Skip any picture you find and retype all the remaining lines exactly.

*** DATASET EXCERPT

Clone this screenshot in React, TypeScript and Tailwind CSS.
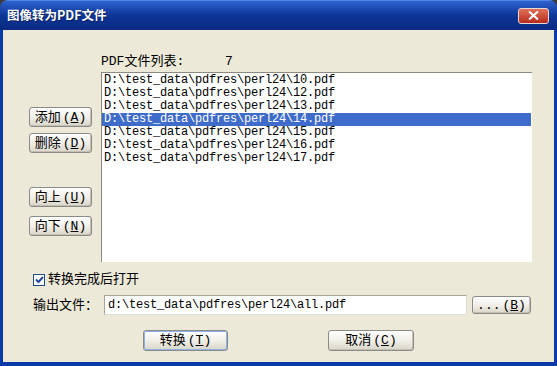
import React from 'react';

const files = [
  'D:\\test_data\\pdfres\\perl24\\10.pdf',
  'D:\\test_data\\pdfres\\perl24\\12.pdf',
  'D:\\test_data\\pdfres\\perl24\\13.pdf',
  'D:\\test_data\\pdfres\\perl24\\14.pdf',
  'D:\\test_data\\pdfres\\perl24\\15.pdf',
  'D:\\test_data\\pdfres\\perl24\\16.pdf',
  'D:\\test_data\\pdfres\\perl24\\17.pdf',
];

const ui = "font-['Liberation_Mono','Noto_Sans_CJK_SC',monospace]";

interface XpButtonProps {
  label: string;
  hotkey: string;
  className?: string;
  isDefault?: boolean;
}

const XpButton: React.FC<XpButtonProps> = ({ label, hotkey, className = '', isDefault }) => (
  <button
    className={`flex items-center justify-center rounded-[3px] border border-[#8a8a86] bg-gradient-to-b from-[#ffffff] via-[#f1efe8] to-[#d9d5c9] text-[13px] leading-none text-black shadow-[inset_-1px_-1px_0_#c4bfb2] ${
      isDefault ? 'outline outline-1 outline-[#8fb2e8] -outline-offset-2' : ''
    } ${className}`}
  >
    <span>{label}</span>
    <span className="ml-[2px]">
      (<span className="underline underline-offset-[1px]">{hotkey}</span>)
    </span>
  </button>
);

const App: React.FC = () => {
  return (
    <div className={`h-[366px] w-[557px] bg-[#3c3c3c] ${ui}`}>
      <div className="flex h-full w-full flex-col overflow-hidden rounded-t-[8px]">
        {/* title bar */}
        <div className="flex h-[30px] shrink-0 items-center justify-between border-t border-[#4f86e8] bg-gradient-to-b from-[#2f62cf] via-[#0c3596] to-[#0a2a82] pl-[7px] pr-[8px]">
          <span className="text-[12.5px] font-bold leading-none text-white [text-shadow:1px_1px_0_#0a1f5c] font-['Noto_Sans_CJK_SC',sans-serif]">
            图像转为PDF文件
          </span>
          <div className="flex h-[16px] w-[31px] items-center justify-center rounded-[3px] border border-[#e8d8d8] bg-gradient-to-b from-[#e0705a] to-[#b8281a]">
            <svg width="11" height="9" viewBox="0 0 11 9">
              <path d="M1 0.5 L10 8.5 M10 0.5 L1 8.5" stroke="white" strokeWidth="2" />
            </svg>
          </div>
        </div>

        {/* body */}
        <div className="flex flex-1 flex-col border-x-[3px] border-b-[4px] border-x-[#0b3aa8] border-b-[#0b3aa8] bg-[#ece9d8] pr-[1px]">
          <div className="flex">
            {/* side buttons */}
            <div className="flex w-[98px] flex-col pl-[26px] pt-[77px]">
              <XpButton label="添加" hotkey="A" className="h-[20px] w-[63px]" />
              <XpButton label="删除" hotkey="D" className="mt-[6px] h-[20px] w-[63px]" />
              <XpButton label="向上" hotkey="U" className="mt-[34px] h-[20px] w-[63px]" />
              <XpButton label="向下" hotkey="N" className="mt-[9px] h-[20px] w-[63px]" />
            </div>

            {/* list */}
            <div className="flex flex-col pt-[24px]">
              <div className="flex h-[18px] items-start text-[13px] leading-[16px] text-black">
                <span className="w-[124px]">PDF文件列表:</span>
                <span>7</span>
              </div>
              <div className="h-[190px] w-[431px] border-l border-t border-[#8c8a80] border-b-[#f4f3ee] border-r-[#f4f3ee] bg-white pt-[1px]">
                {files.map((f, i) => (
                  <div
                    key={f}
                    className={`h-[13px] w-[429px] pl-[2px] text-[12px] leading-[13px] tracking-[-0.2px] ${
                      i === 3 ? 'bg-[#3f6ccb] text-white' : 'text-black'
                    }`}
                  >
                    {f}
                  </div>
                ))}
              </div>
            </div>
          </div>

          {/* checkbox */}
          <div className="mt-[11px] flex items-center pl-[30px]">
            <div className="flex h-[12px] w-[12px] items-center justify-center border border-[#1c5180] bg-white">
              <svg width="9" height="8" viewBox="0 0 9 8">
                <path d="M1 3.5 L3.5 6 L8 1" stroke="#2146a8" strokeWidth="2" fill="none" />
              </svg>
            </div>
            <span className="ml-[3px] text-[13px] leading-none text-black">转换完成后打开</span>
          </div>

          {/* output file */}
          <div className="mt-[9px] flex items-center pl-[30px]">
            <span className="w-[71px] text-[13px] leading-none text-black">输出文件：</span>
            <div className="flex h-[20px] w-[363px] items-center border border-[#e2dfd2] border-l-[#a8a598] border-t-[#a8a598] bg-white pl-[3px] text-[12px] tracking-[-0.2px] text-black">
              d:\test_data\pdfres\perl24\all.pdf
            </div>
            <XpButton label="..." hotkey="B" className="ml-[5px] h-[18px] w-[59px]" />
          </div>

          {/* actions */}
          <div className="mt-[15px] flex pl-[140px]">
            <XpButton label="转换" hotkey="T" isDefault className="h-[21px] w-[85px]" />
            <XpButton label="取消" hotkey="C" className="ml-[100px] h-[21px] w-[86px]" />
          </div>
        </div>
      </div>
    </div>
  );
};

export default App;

******

#### WORKED ANSWER:
Clone this screenshot in React, TypeScript and Tailwind CSS.
import React from 'react';

const files = [
  'D:\\test_data\\pdfres\\perl24\\10.pdf',
  'D:\\test_data\\pdfres\\perl24\\12.pdf',
  'D:\\test_data\\pdfres\\perl24\\13.pdf',
  'D:\\test_data\\pdfres\\perl24\\14.pdf',
  'D:\\test_data\\pdfres\\perl24\\15.pdf',
  'D:\\test_data\\pdfres\\perl24\\16.pdf',
  'D:\\test_data\\pdfres\\perl24\\17.pdf',
];

const ui = "font-['Liberation_Mono','Noto_Sans_CJK_SC',monospace]";

interface XpButtonProps {
  label: string;
  hotkey: string;
  className?: string;
  isDefault?: boolean;
}

const XpButton: React.FC<XpButtonProps> = ({ label, hotkey, className = '', isDefault }) => (
  <button
    className={`flex items-center justify-center rounded-[3px] border border-[#8a8a86] bg-gradient-to-b from-[#ffffff] via-[#f1efe8] to-[#d9d5c9] text-[13px] leading-none text-black shadow-[inset_-1px_-1px_0_#c4bfb2] ${
      isDefault ? 'outline outline-1 outline-[#8fb2e8] -outline-offset-2' : ''
    } ${className}`}
  >
    <span>{label}</span>
    <span className="ml-[2px]">
      (<span className="underline underline-offset-[1px]">{hotkey}</span>)
    </span>
  </button>
);

const App: React.FC = () => {
  return (
    <div className={`h-[366px] w-[557px] bg-[#3c3c3c] ${ui}`}>
      <div className="flex h-full w-full flex-col overflow-hidden rounded-t-[8px]">
        {/* title bar */}
        <div className="flex h-[30px] shrink-0 items-center justify-between border-t border-[#4f86e8] bg-gradient-to-b from-[#2f62cf] via-[#0c3596] to-[#0a2a82] pl-[7px] pr-[8px]">
          <span className="text-[12.5px] font-bold leading-none text-white [text-shadow:1px_1px_0_#0a1f5c] font-['Noto_Sans_CJK_SC',sans-serif]">
            图像转为PDF文件
          </span>
          <div className="flex h-[16px] w-[31px] items-center justify-center rounded-[3px] border border-[#e8d8d8] bg-gradient-to-b from-[#e0705a] to-[#b8281a]">
            <svg width="11" height="9" viewBox="0 0 11 9">
              <path d="M1 0.5 L10 8.5 M10 0.5 L1 8.5" stroke="white" strokeWidth="2" />
            </svg>
          </div>
        </div>

        {/* body */}
        <div className="flex flex-1 flex-col border-x-[3px] border-b-[4px] border-x-[#0b3aa8] border-b-[#0b3aa8] bg-[#ece9d8] pr-[1px]">
          <div className="flex">
            {/* side buttons */}
            <div className="flex w-[98px] flex-col pl-[26px] pt-[77px]">
              <XpButton label="添加" hotkey="A" className="h-[20px] w-[63px]" />
              <XpButton label="删除" hotkey="D" className="mt-[6px] h-[20px] w-[63px]" />
              <XpButton label="向上" hotkey="U" className="mt-[34px] h-[20px] w-[63px]" />
              <XpButton label="向下" hotkey="N" className="mt-[9px] h-[20px] w-[63px]" />
            </div>

            {/* list */}
            <div className="flex flex-col pt-[24px]">
              <div className="flex h-[18px] items-start text-[13px] leading-[16px] text-black">
                <span className="w-[124px]">PDF文件列表:</span>
                <span>7</span>
              </div>
              <div className="h-[190px] w-[431px] border-l border-t border-[#8c8a80] border-b-[#f4f3ee] border-r-[#f4f3ee] bg-white pt-[1px]">
                {files.map((f, i) => (
                  <div
                    key={f}
                    className={`h-[13px] w-[429px] pl-[2px] text-[12px] leading-[13px] tracking-[-0.2px] ${
                      i === 3 ? 'bg-[#3f6ccb] text-white' : 'text-black'
                    }`}
                  >
                    {f}
                  </div>
                ))}
              </div>
            </div>
          </div>

          {/* checkbox */}
          <div className="mt-[11px] flex items-center pl-[30px]">
            <div className="flex h-[12px] w-[12px] items-center justify-center border border-[#1c5180] bg-white">
              <svg width="9" height="8" viewBox="0 0 9 8">
                <path d="M1 3.5 L3.5 6 L8 1" stroke="#2146a8" strokeWidth="2" fill="none" />
              </svg>
            </div>
            <span className="ml-[3px] text-[13px] leading-none text-black">转换完成后打开</span>
          </div>

          {/* output file */}
          <div className="mt-[9px] flex items-center pl-[30px]">
            <span className="w-[71px] text-[13px] leading-none text-black">输出文件：</span>
            <div className="flex h-[20px] w-[363px] items-center border border-[#e2dfd2] border-l-[#a8a598] border-t-[#a8a598] bg-white pl-[3px] text-[12px] tracking-[-0.2px] text-black">
              d:\test_data\pdfres\perl24\all.pdf
            </div>
            <XpButton label="..." hotkey="B" className="ml-[5px] h-[18px] w-[59px]" />
          </div>

          {/* actions */}
          <div className="mt-[15px] flex pl-[140px]">
            <XpButton label="转换" hotkey="T" isDefault className="h-[21px] w-[85px]" />
            <XpButton label="取消" hotkey="C" className="ml-[100px] h-[21px] w-[86px]" />
          </div>
        </div>
      </div>
    </div>
  );
};

export default App;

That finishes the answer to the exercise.